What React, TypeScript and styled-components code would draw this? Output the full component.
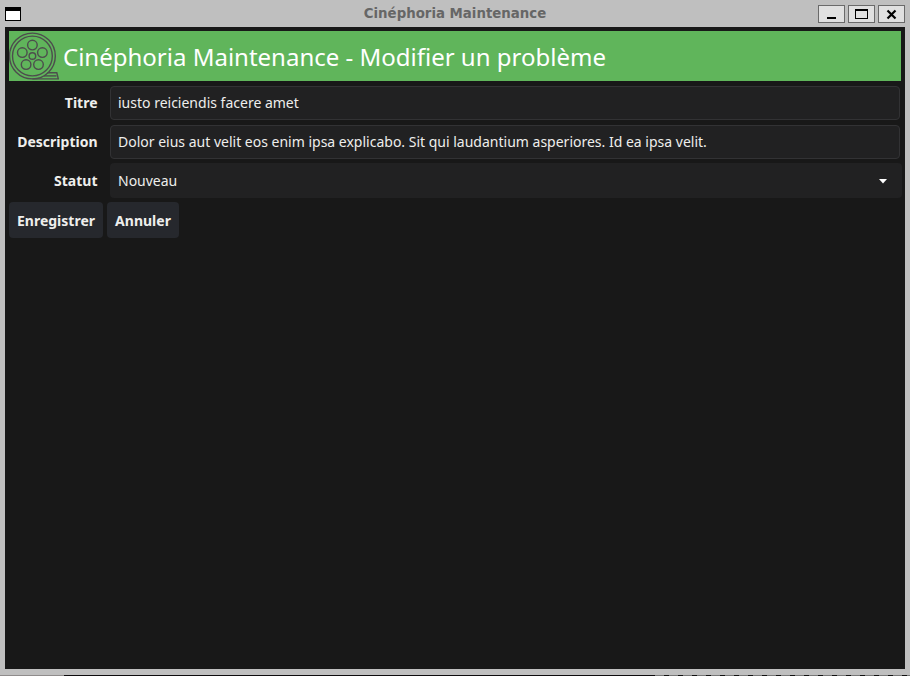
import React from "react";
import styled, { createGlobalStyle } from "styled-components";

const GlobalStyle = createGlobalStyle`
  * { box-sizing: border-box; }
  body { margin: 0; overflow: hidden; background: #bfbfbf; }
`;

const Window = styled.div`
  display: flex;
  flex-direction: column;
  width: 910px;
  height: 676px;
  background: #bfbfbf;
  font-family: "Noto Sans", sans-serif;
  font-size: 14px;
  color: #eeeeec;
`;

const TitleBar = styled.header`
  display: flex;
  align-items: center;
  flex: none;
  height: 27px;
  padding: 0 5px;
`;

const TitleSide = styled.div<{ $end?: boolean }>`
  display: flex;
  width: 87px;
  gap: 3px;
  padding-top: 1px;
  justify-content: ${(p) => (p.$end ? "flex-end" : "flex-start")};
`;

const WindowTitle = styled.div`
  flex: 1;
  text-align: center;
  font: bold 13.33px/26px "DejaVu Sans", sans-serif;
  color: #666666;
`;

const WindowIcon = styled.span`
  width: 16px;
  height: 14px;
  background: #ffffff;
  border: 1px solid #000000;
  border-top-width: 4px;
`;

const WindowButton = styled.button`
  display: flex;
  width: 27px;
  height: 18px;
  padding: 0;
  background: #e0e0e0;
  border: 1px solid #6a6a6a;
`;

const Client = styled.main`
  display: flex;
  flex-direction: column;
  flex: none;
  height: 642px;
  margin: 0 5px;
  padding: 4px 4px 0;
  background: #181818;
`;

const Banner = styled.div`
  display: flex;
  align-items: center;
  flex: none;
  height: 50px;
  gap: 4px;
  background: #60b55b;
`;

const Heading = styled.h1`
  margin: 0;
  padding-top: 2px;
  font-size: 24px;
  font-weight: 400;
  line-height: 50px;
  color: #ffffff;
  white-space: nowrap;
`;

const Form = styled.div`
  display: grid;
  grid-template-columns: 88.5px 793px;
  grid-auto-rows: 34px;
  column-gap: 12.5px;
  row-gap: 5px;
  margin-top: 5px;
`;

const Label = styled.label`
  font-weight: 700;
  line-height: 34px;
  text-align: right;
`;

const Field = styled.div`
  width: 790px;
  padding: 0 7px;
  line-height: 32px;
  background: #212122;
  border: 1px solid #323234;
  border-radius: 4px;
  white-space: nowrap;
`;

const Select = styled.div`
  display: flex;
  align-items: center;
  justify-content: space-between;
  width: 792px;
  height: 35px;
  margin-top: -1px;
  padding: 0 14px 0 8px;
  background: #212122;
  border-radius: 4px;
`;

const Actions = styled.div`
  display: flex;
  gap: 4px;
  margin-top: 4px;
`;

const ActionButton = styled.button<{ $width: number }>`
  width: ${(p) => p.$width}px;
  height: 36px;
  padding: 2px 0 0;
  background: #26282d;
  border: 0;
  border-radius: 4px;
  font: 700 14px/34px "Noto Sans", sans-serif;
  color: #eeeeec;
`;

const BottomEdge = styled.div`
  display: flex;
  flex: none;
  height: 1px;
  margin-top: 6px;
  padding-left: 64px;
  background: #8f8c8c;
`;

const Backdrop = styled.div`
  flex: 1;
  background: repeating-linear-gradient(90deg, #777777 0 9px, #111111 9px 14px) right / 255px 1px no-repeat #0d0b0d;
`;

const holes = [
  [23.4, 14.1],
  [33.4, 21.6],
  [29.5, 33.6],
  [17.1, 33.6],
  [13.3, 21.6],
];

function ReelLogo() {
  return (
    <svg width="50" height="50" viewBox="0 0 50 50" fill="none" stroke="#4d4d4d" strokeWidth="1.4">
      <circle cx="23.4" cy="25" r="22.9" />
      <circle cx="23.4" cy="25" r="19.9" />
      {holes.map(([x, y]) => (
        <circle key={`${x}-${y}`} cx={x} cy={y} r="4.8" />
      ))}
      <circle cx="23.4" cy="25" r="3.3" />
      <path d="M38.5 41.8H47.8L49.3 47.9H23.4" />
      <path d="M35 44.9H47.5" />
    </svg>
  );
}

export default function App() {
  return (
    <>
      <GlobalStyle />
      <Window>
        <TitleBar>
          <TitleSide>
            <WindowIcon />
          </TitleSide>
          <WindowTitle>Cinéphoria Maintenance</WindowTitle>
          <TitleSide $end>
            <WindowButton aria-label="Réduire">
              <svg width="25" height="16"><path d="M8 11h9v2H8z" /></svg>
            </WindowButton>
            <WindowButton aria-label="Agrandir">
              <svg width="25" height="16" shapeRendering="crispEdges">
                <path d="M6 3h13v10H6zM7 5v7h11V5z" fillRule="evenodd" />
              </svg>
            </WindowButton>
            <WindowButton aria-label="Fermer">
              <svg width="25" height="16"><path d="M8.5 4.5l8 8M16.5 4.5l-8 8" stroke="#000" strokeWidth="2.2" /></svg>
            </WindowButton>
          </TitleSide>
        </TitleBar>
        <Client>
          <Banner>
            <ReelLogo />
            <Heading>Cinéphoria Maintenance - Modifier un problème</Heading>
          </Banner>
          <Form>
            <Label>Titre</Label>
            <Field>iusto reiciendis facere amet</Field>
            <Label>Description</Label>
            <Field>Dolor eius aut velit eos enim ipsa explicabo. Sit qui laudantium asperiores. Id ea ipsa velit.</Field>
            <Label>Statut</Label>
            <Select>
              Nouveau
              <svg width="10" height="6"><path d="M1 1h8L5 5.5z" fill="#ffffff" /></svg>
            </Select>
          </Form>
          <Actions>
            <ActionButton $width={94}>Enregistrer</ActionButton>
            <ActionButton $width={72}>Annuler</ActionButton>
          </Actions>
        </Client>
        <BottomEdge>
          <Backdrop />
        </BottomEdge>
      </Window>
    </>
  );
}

__________________________________________________

#### Written exercise
Make a list of all lines in the data that contain "React".

#### Task response
What React, TypeScript and styled-components code would draw this? Output the full component.
import React from "react";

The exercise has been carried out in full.